__The problem__: Retype, exactly as they stand, the lines from the start of the data to the line that contains "const lineColor = '#9c9c9c';", both ends included. Leave the pictures out.
[Start]
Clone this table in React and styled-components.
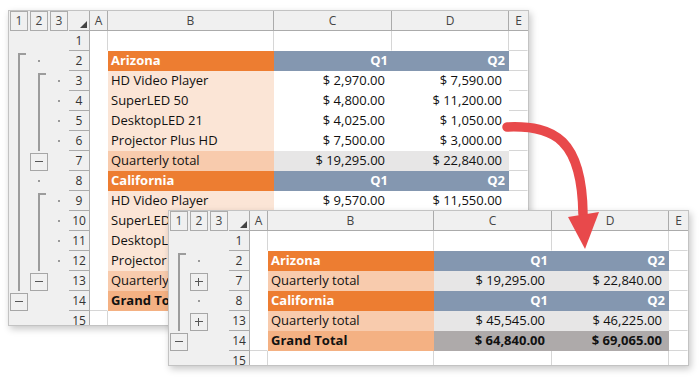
import React from 'react';
import styled, { createGlobalStyle, css } from 'styled-components';

const GlobalStyle = createGlobalStyle`
  html, body { margin: 0; padding: 0; background: #fff; }
  body { font-family: "Open Sans", "Noto Sans", Arial, sans-serif; }
`;

const Stage = styled.div`
  position: relative;
  width: 699px;
  height: 381px;
  overflow: hidden;
  background: #fff;
`;

const Window = styled.div`
  position: absolute;
  left: ${(p) => p.$x}px;
  top: ${(p) => p.$y}px;
  z-index: ${(p) => p.$z};
  width: 521px;
  height: ${(p) => p.$h}px;
  box-sizing: border-box;
  border: 1px solid #c3c3c3;
  background: #fff;
  overflow: hidden;
  box-shadow: 2px 3px 7px rgba(0, 0, 0, 0.22);
`;

const Grid = styled.div`
  display: grid;
  grid-template-columns: 60px 21px 18px 166px 118px 117px 19px;
  grid-auto-rows: 20px;
`;

const LevelBar = styled.div`
  display: flex;
  gap: 2px;
  padding-left: 1px;
  background: #f0f0f0;
`;

const LevelButton = styled.div`
  width: 18px;
  height: 20px;
  box-sizing: border-box;
  border: 1px solid #ababab;
  background: #f0f0f0;
  color: #444;
  font-size: 12px;
  line-height: 18px;
  text-align: center;
`;

const Corner = styled.div`
  position: relative;
  box-sizing: border-box;
  background: #f0f0f0;
  border-right: 1px solid #ababab;
  border-bottom: 1px solid #ababab;
  &::after {
    content: '';
    position: absolute;
    right: 2px;
    bottom: 2px;
    width: 0;
    height: 0;
    border-left: 7px solid transparent;
    border-bottom: 7px solid #444;
  }
`;

const ColHeader = styled.div`
  box-sizing: border-box;
  background: #f0f0f0;
  border-right: ${(p) => (p.$last ? 'none' : '1px solid #ababab')};
  border-bottom: 1px solid #ababab;
  color: #444;
  font-size: 12px;
  line-height: 19px;
  text-align: center;
`;

const OutlineCell = styled.div`
  display: flex;
  background: #f0f0f0;
`;

const lineColor = '#9c9c9c';

const Slot = styled.div`
  position: relative;
  width: 20px;
  height: 20px;
  flex: none;
  ${(p) =>
    p.$kind === 'dot' &&
    css`
      &::after {
        content: '';
        position: absolute;
        left: 9px;
        top: 9px;
        width: 2px;
        height: 2px;
        background: #9a9a9a;
      }
    `}
  ${(p) =>
    p.$kind === 'line' &&
    css`
      &::before {
        content: '';
        position: absolute;
        left: 9px;
        top: 0;
        bottom: 0;
        width: 2px;
        background: ${lineColor};
      }
    `}
  ${(p) =>
    p.$kind === 'start' &&
    css`
      &::before {
        content: '';
        position: absolute;
        left: 9px;
        top: 2px;
        bottom: 0;
        width: 2px;
        background: ${lineColor};
      }
      &::after {
        content: '';
        position: absolute;
        left: 9px;
        top: 2px;
        width: 8px;
        height: 2px;
        background: ${lineColor};
      }
    `}
`;

const ToggleBtn = styled.div`
  position: relative;
  margin: 2px 0 0 1px;
  width: 18px;
  height: 18px;
  box-sizing: border-box;
  border: 1px solid #a6a6a6;
  background: #f0f0f0;
  &::before {
    content: '';
    position: absolute;
    left: 4px;
    top: 7px;
    width: 8px;
    height: 1px;
    background: #555;
  }
  ${(p) =>
    p.$plus &&
    css`
      &::after {
        content: '';
        position: absolute;
        left: 7px;
        top: 4px;
        width: 1px;
        height: 8px;
        background: #555;
      }
    `}
`;

const RowHeader = styled.div`
  box-sizing: border-box;
  background: #f0f0f0;
  border-right: 1px solid #ababab;
  border-bottom: 1px solid #ababab;
  color: #333;
  font-size: 12px;
  line-height: 19px;
  text-align: center;
`;

const gridLine = '#d6d6d6';

const Cell = styled.div`
  box-sizing: border-box;
  background: ${(p) => p.$bg || '#fff'};
  border-right: 1px solid ${(p) => (p.$r ? gridLine : 'transparent')};
  border-bottom: 1px solid ${(p) => (p.$b ? gridLine : 'transparent')};
  color: ${(p) => p.$color || '#111'};
  font-weight: ${(p) => (p.$bold ? 700 : 400)};
  font-size: 13px;
  line-height: 19px;
  text-align: ${(p) => p.$align || 'left'};
  padding: 0 ${(p) => p.$pr ?? 3}px 0 3px;
  white-space: nowrap;
  overflow: hidden;
`;

const Overlay = styled.svg`
  position: absolute;
  left: 0;
  top: 0;
  z-index: 5;
  pointer-events: none;
`;

const S = {
  region: { bg: '#ED7D31', color: '#fff', bold: true },
  q: { bg: '#8497B0', color: '#fff', bold: true, align: 'right', pr: 3 },
  item: { bg: '#FBE5D6' },
  num: { bg: '#fff', align: 'right', pr: 6 },
  white: { bg: '#fff' },
  qt: { bg: '#F8CBAD' },
  qtn: { bg: '#E7E6E6', align: 'right', pr: 6 },
  gt: { bg: '#F4B183', bold: true },
  gtn: { bg: '#AEAAAA', align: 'right', pr: 6, bold: true },
};

const c = (style, text = '') => ({ style, text });
const blank = () => c(null);

const emptyRow = (n, o) => ({ n, o, cells: [blank(), blank(), blank(), blank(), blank()] });
const regionRow = (n, o, name) => ({
  n, o, cells: [c('white'), c('region', name), c('q', 'Q1'), c('q', 'Q2'), blank()],
});
const itemRow = (n, o, name, a, b) => ({
  n, o, cells: [c('white'), c('item', name), c('num', a), c('num', b), blank()],
});
const totalRow = (n, o, a, b) => ({
  n, o, cells: [c('white'), c('qt', 'Quarterly total'), c('qtn', a), c('qtn', b), blank()],
});
const grandRow = (n, o, a, b) => ({
  n, o, cells: [blank(), c('gt', 'Grand Total'), c('gtn', a), c('gtn', b), blank()],
});

const fullRows = [
  emptyRow(1, '   '),
  regionRow(2, 'T. ', 'Arizona'),
  itemRow(3, '|T.', 'HD Video Player', '$ 2,970.00', '$ 7,590.00'),
  itemRow(4, '||.', 'SuperLED 50', '$ 4,800.00', '$ 11,200.00'),
  itemRow(5, '||.', 'DesktopLED 21', '$ 4,025.00', '$ 1,050.00'),
  itemRow(6, '||.', 'Projector Plus HD', '$ 7,500.00', '$ 3,000.00'),
  totalRow(7, '|- ', '$ 19,295.00', '$ 22,840.00'),
  regionRow(8, '|. ', 'California'),
  itemRow(9, '|T.', 'HD Video Player', '$ 9,570.00', '$ 11,550.00'),
  itemRow(10, '||.', 'SuperLED 50', '$ 12,400.00', '$ 14,200.00'),
  itemRow(11, '||.', 'DesktopLED 21', '$ 8,475.00', '$ 6,875.00'),
  itemRow(12, '||.', 'Projector Plus HD', '$ 15,100.00', '$ 13,600.00'),
  totalRow(13, '|- ', '$ 45,545.00', '$ 46,225.00'),
  grandRow(14, '-  ', '$ 64,840.00', '$ 69,065.00'),
  emptyRow(15, '   '),
];

const collapsedRows = [
  emptyRow(1, '   '),
  regionRow(2, 'T. ', 'Arizona'),
  totalRow(7, '|+ ', '$ 19,295.00', '$ 22,840.00'),
  regionRow(8, '|. ', 'California'),
  totalRow(13, '|+ ', '$ 45,545.00', '$ 46,225.00'),
  grandRow(14, '-  ', '$ 64,840.00', '$ 69,065.00'),
  emptyRow(15, '   '),
];

const kindOf = {
  ' ': 'none',
  '.': 'dot',
  '|': 'line',
  T: 'start',
  '-': 'minus',
  '+': 'plus',
};

function Sheet({ rows, x, y, h, z }) {
  const filled = (r, ci) => !!(rows[r] && rows[r].cells[ci].style);
  return (
    <Window $x={x} $y={y} $h={h} $z={z}>
      <Grid>
        <LevelBar>
          {[1, 2, 3].map((n) => (
            <LevelButton key={n}>{n}</LevelButton>
          ))}
        </LevelBar>
        <Corner />
        {['A', 'B', 'C', 'D', 'E'].map((l, i) => (
          <ColHeader key={l} $last={i === 4}>
            {l}
          </ColHeader>
        ))}
        {rows.map((row, ri) => (
          <React.Fragment key={row.n}>
            <OutlineCell>
              {row.o.split('').map((ch, i) => {
                const k = kindOf[ch];
                return (
                  <Slot key={i} $kind={k}>
                    {(k === 'minus' || k === 'plus') && <ToggleBtn $plus={k === 'plus'} />}
                  </Slot>
                );
              })}
            </OutlineCell>
            <RowHeader>{row.n}</RowHeader>
            {row.cells.map((cell, ci) => {
              const st = cell.style ? S[cell.style] : {};
              const open = !cell.style;
              const right = open && ci < 4 && !filled(ri, ci + 1);
              const bottom = open && ri < rows.length - 1 && !filled(ri + 1, ci);
              return (
                <Cell
                  key={ci}
                  $bg={st.bg}
                  $color={st.color}
                  $bold={st.bold}
                  $align={st.align}
                  $pr={st.pr}
                  $r={right}
                  $b={bottom}
                >
                  {cell.text}
                </Cell>
              );
            })}
          </React.Fragment>
        ))}
      </Grid>
    </Window>
  );
}

function Arrow() {
  return (
    <Overlay width="699" height="381" viewBox="0 0 699 381">
      <path
        d="M507 127 C555 125 582 140 583 214"
        stroke="#E8494B"
        strokeWidth="9.5"
        fill="none"
        strokeLinecap="round"
      />
      <polygon points="568,217 599,212 585,249" fill="#E8494B" />
    </Overlay>
  );
}

export default function App() {
  return (
    <>
      <GlobalStyle />
      <Stage>
        <Sheet rows={fullRows} x={8} y={10} h={316} z={1} />
        <Sheet rows={collapsedRows} x={168} y={210} h={156} z={2} />
        <Arrow />
      </Stage>
    </>
  );
}
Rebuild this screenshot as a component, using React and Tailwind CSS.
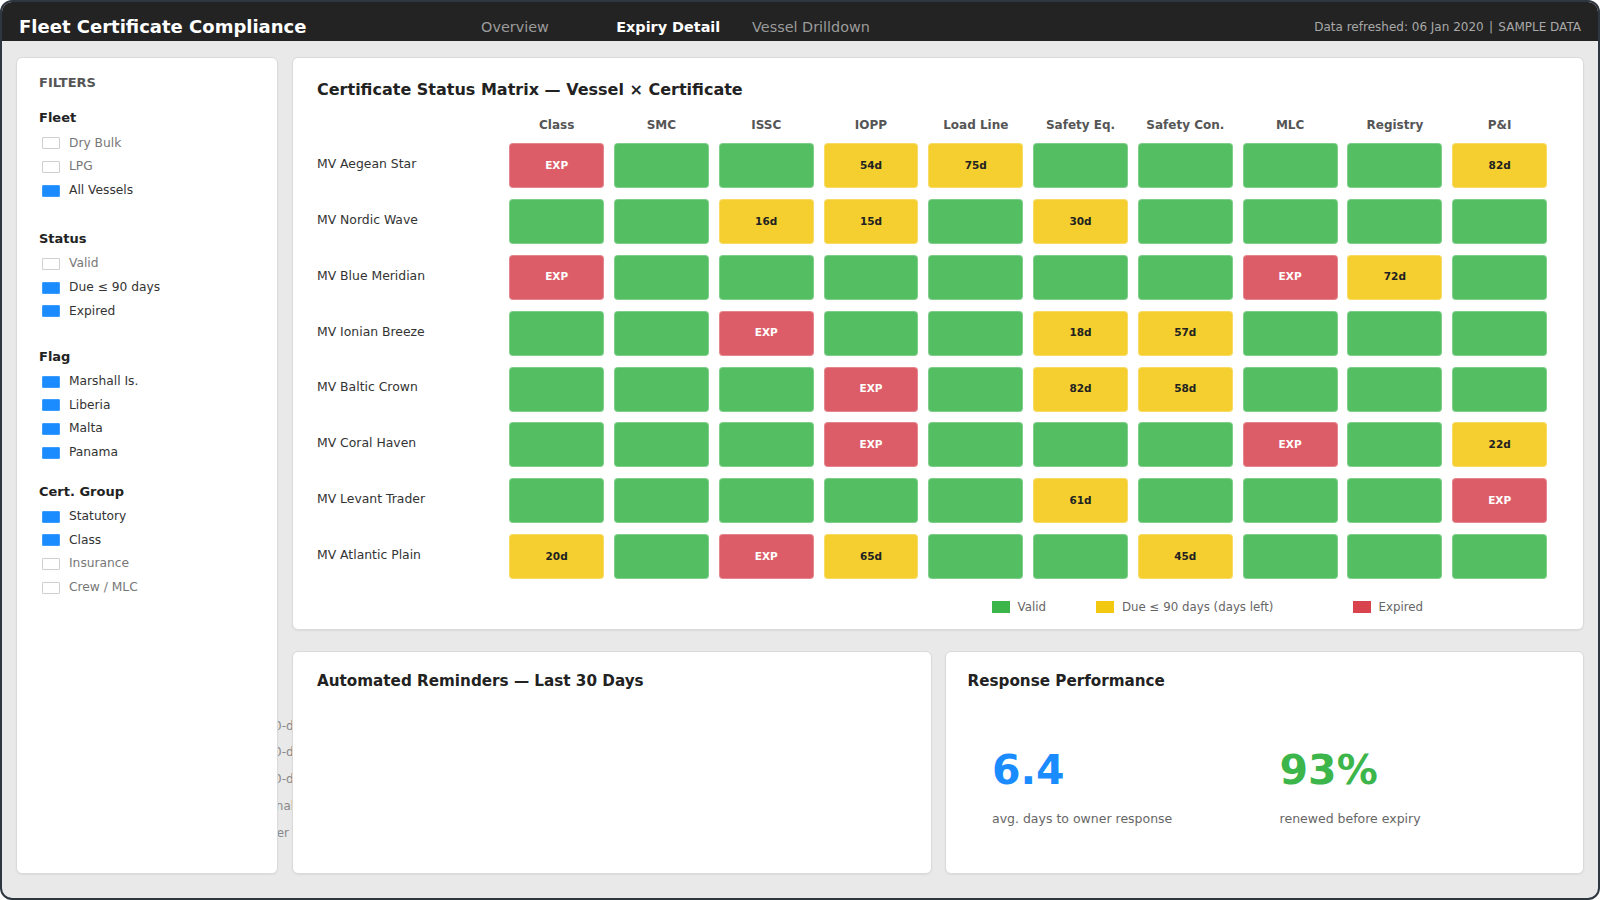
import React from "react";

// Certificate matrix data: G = valid, X = expired, number = days left
const CERTS = ["Class", "SMC", "ISSC", "IOPP", "Load Line", "Safety Eq.", "Safety Con.", "MLC", "Registry", "P&I"];

const VESSELS = [
  ["MV Aegean Star", ["X", "G", "G", 54, 75, "G", "G", "G", "G", 82]],
  ["MV Nordic Wave", ["G", "G", 16, 15, "G", 30, "G", "G", "G", "G"]],
  ["MV Blue Meridian", ["X", "G", "G", "G", "G", "G", "G", "X", 72, "G"]],
  ["MV Ionian Breeze", ["G", "G", "X", "G", "G", 18, 57, "G", "G", "G"]],
  ["MV Baltic Crown", ["G", "G", "G", "X", "G", 82, 58, "G", "G", "G"]],
  ["MV Coral Haven", ["G", "G", "G", "X", "G", "G", "G", "X", "G", 22]],
  ["MV Levant Trader", ["G", "G", "G", "G", "G", 61, "G", "G", "G", "X"]],
  ["MV Atlantic Plain", [20, "G", "X", 65, "G", "G", 45, "G", "G", "G"]],
];

const FILTERS = [
  { title: "Fleet", mt: "mt-[19.3px]", items: [["Dry Bulk", false], ["LPG", false], ["All Vessels", true]] },
  { title: "Status", mt: "mt-[28.5px]", items: [["Valid", false], ["Due ≤ 90 days", true], ["Expired", true]] },
  { title: "Flag", mt: "mt-[25.7px]", items: [["Marshall Is.", true], ["Liberia", true], ["Malta", true], ["Panama", true]] },
  { title: "Cert. Group", mt: "mt-[19.4px]", items: [["Statutory", true], ["Class", true], ["Insurance", false], ["Crew / MLC", false]] },
];

const REMINDER_TYPES = ["90-day notice", "60-day notice", "30-day notice", "Final notice", "Tier 2 escalation"];

function Cell({ v }) {
  const base = "h-[45px] rounded-[4px] border border-white/25 flex items-center justify-center text-[10.5px] font-bold";
  if (v === "G") return <div className={`${base} bg-[#54be63]`} />;
  if (v === "X") return <div className={`${base} bg-[#dc5d67] text-white`}>EXP</div>;
  return <div className={`${base} bg-[#f4cf2f] text-[#222]`}>{v}d</div>;
}

function FilterItem({ label, on }) {
  return (
    <div className="h-[23.6px] flex items-center pl-[3px]">
      {on ? (
        <span className="w-[18px] h-[12px] bg-[#1a8cff] rounded-[1px] border border-[#3d9dff]" />
      ) : (
        <span className="w-[18px] h-[12px] bg-white rounded-[1px] border border-[#cfcfcf]" />
      )}
      <span className={`ml-[9px] text-[12.25px] leading-[15px] ${on ? "text-[#333]" : "text-[#777]"}`}>{label}</span>
    </div>
  );
}

function Sidebar() {
  return (
    <aside className="w-[262px] shrink-0 bg-white border border-[#dadada] rounded-[6px] shadow-[0_1px_2px_rgba(0,0,0,0.06)] pt-[17px] pl-[22px]">
      <div className="text-[13px] leading-[16px] font-bold text-[#555]">FILTERS</div>
      {FILTERS.map((g) => (
        <div key={g.title} className={g.mt}>
          <div className="text-[13px] leading-[16px] font-bold text-[#222]">{g.title}</div>
          <div className="mt-[5.3px]">
            {g.items.map(([label, on]) => (
              <FilterItem key={label} label={label} on={on} />
            ))}
          </div>
        </div>
      ))}
    </aside>
  );
}

function LegendItem({ color, label, w }) {
  return (
    <div className={`flex items-center ${w}`}>
      <span className={`w-[18px] h-[12px] ${color}`} />
      <span className="ml-[8px] text-[11.8px] leading-[15px] text-[#666]">{label}</span>
    </div>
  );
}

function Matrix() {
  return (
    <section className="h-[573px] shrink-0 bg-white border border-[#dadada] rounded-[6px] shadow-[0_1px_2px_rgba(0,0,0,0.06)] pt-[21.6px] pl-[24px]">
      <h2 className="text-[16px] leading-[19px] font-bold text-[#222]">Certificate Status Matrix — Vessel × Certificate</h2>
      <div className="mt-[17.7px] grid grid-cols-[182.3px_repeat(10,94.9px)] gap-x-[9.9px] gap-y-[10.85px]">
        <div className="h-[16px]" />
        {CERTS.map((c) => (
          <div key={c} className="h-[16px] pt-[1.5px] text-center text-[12px] leading-[15px] font-bold text-[#555]">
            {c}
          </div>
        ))}
        {VESSELS.map(([name, cells]) => (
          <React.Fragment key={name}>
            <div className="flex items-center pb-[2.5px] text-[12.4px] text-[#333]">{name}</div>
            {cells.map((v, i) => (
              <Cell key={i} v={v} />
            ))}
          </React.Fragment>
        ))}
      </div>
      <div className="mt-[20.9px] ml-[674.5px] flex items-center">
        <LegendItem color="bg-[#3cb54a]" label="Valid" w="w-[104.5px]" />
        <LegendItem color="bg-[#f2c811]" label="Due ≤ 90 days (days left)" w="w-[256.5px]" />
        <LegendItem color="bg-[#d9434e]" label="Expired" w="" />
      </div>
    </section>
  );
}

function Reminders() {
  return (
    <section className="relative bg-white border border-[#dadada] rounded-[6px] shadow-[0_1px_2px_rgba(0,0,0,0.06)] pt-[19.7px] px-[24px]">
      <h2 className="text-[15.2px] leading-[18px] font-bold text-[#222]">Automated Reminders — Last 30 Days</h2>
      {/* category axis labels spill out to the left of the chart box */}
      <div className="absolute right-[calc(100%+1px)] top-[60.5px] w-[14px] overflow-hidden">
        <div className="ml-[-11.6px] whitespace-nowrap text-[12px] leading-[26.8px] text-[#888]">
          {REMINDER_TYPES.map((t) => (
            <div key={t}>{t}</div>
          ))}
        </div>
      </div>
    </section>
  );
}

function Kpi({ value, color, label, w }) {
  return (
    <div className={w}>
      <div className={`text-[41px] leading-[40px] font-bold ${color}`}>{value}</div>
      <div className="mt-[20.7px] text-[12.5px] leading-[15px] text-[#666]">{label}</div>
    </div>
  );
}

function Response() {
  return (
    <section className="bg-white border border-[#dadada] rounded-[6px] shadow-[0_1px_2px_rgba(0,0,0,0.06)] pt-[19.7px] px-[22px]">
      <h2 className="text-[15.2px] leading-[18px] font-bold text-[#222]">Response Performance</h2>
      <div className="mt-[60.5px] pl-[24.5px] flex">
        <Kpi value="6.4" color="text-[#1a8cff]" label="avg. days to owner response" w="w-[287.6px]" />
        <Kpi value="93%" color="text-[#3cb54a]" label="renewed before expiry" w="" />
      </div>
    </section>
  );
}

export default function App() {
  return (
    <div className="w-[1600px] h-[900px] bg-white font-['DejaVu_Sans',sans-serif]">
      <div className="h-full border-2 border-[#2e3640] rounded-[12px] overflow-hidden bg-[#e9e9e9] flex flex-col">
        <header className="h-[39px] shrink-0 bg-[#232323] flex items-center pt-[10px] pl-[17px] pr-[17px]">
          <h1 className="text-[18px] leading-[22px] font-bold text-white">Fleet Certificate Compliance</h1>
          <nav className="ml-[174.6px] flex items-center text-[14.4px] leading-[18px] pt-[1px]">
            <span className="text-[#9b9b9b]">Overview</span>
            <span className="ml-[67.4px] font-bold text-white">Expiry Detail</span>
            <span className="ml-[31.9px] text-[#9b9b9b]">Vessel Drilldown</span>
          </nav>
          <div className="ml-auto pt-[2px] text-[12px] leading-[15px] text-[#a8a8a8]">
            Data refreshed: 06 Jan 2020 <span className="mx-[1.5px]">|</span> SAMPLE DATA
          </div>
        </header>
        <main className="flex-1 flex gap-[14px] px-[14px] pt-[16px] pb-[24px] min-h-0">
          <Sidebar />
          <div className="flex-1 flex flex-col gap-[21px] min-w-0">
            <Matrix />
            <div className="flex-1 grid grid-cols-2 gap-[13px]">
              <Reminders />
              <Response />
            </div>
          </div>
        </main>
      </div>
    </div>
  );
}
[End]
__Written solution__:
Clone this table in React and styled-components.
import React from 'react';
import styled, { createGlobalStyle, css } from 'styled-components';

const GlobalStyle = createGlobalStyle`
  html, body { margin: 0; padding: 0; background: #fff; }
  body { font-family: "Open Sans", "Noto Sans", Arial, sans-serif; }
`;

const Stage = styled.div`
  position: relative;
  width: 699px;
  height: 381px;
  overflow: hidden;
  background: #fff;
`;

const Window = styled.div`
  position: absolute;
  left: ${(p) => p.$x}px;
  top: ${(p) => p.$y}px;
  z-index: ${(p) => p.$z};
  width: 521px;
  height: ${(p) => p.$h}px;
  box-sizing: border-box;
  border: 1px solid #c3c3c3;
  background: #fff;
  overflow: hidden;
  box-shadow: 2px 3px 7px rgba(0, 0, 0, 0.22);
`;

const Grid = styled.div`
  display: grid;
  grid-template-columns: 60px 21px 18px 166px 118px 117px 19px;
  grid-auto-rows: 20px;
`;

const LevelBar = styled.div`
  display: flex;
  gap: 2px;
  padding-left: 1px;
  background: #f0f0f0;
`;

const LevelButton = styled.div`
  width: 18px;
  height: 20px;
  box-sizing: border-box;
  border: 1px solid #ababab;
  background: #f0f0f0;
  color: #444;
  font-size: 12px;
  line-height: 18px;
  text-align: center;
`;

const Corner = styled.div`
  position: relative;
  box-sizing: border-box;
  background: #f0f0f0;
  border-right: 1px solid #ababab;
  border-bottom: 1px solid #ababab;
  &::after {
    content: '';
    position: absolute;
    right: 2px;
    bottom: 2px;
    width: 0;
    height: 0;
    border-left: 7px solid transparent;
    border-bottom: 7px solid #444;
  }
`;

const ColHeader = styled.div`
  box-sizing: border-box;
  background: #f0f0f0;
  border-right: ${(p) => (p.$last ? 'none' : '1px solid #ababab')};
  border-bottom: 1px solid #ababab;
  color: #444;
  font-size: 12px;
  line-height: 19px;
  text-align: center;
`;

const OutlineCell = styled.div`
  display: flex;
  background: #f0f0f0;
`;

const lineColor = '#9c9c9c';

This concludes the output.